Namibia's capital city may be the largest in the country, but at 200,000 it still retains a tranquil, uncluttered feel. This multicultural centre lies within a beautiful valley, bordered by the Bros and Anas Mountains, and has plenty of colonial reminders, with modern office blocks merging with restored German architecture.
The city was founded in its present position in 1892, and the Germans settled here until the town was captured during World War One by the South African army on behalf of Britain. Traditionally the city was named after the hot springs which caused the early settlement in the first place, but the name was changed by the Afrikaaners to Windhoek, windy corner.
A strong German influence remains, with plenty of German restaurants and although the official language of Namibia is English, most people can also speak German.

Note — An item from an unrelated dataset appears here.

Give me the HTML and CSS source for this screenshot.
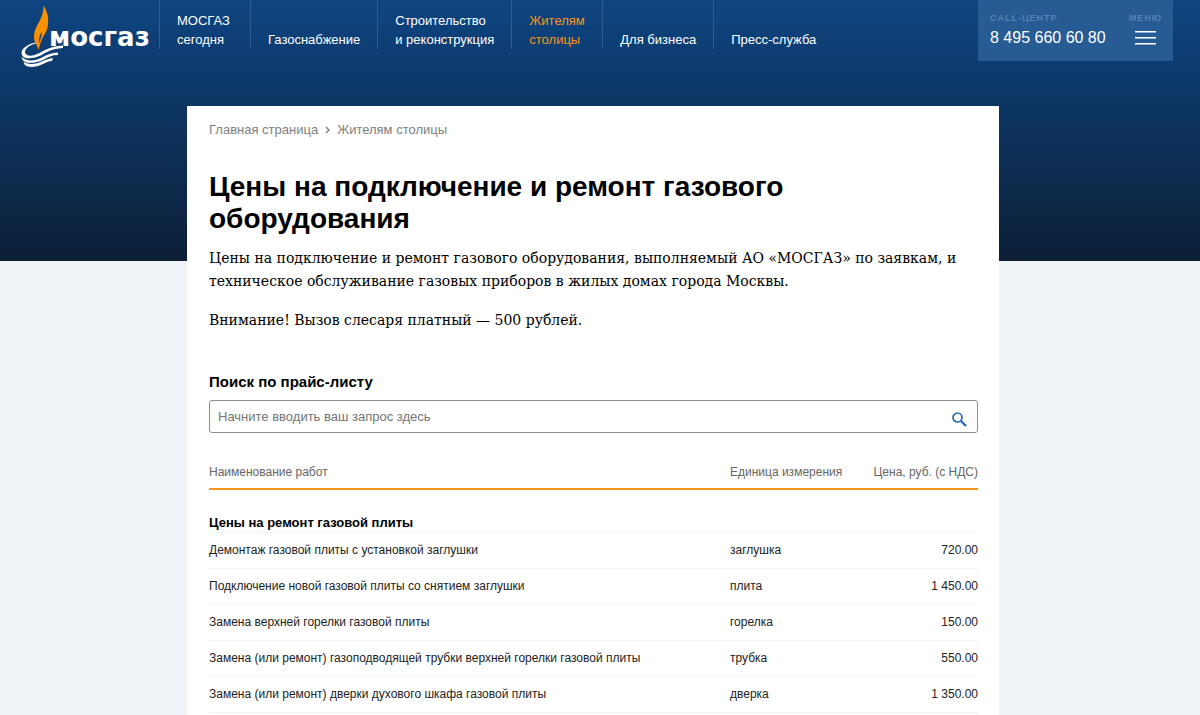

During the day the city has a European café culture, but there is of course lots of Namibian influence in the multitude of meat on offer (this is a seriously carnivorous country). For a great night out you have to head out of the town centre, and venture into the Katakura or Khomasdal areas, which are a little rougher round the edges, and not always safe, but with a good guide you can have the time of your life here and party well beyond dawn.
Windhoek has a real cosmopolitan flare despite its size, and it has the only international airport in the country, so it's lucky that it's so well connected- situated almost exactly in the centre of Namibia, the capital city is the perfect base for travelling around.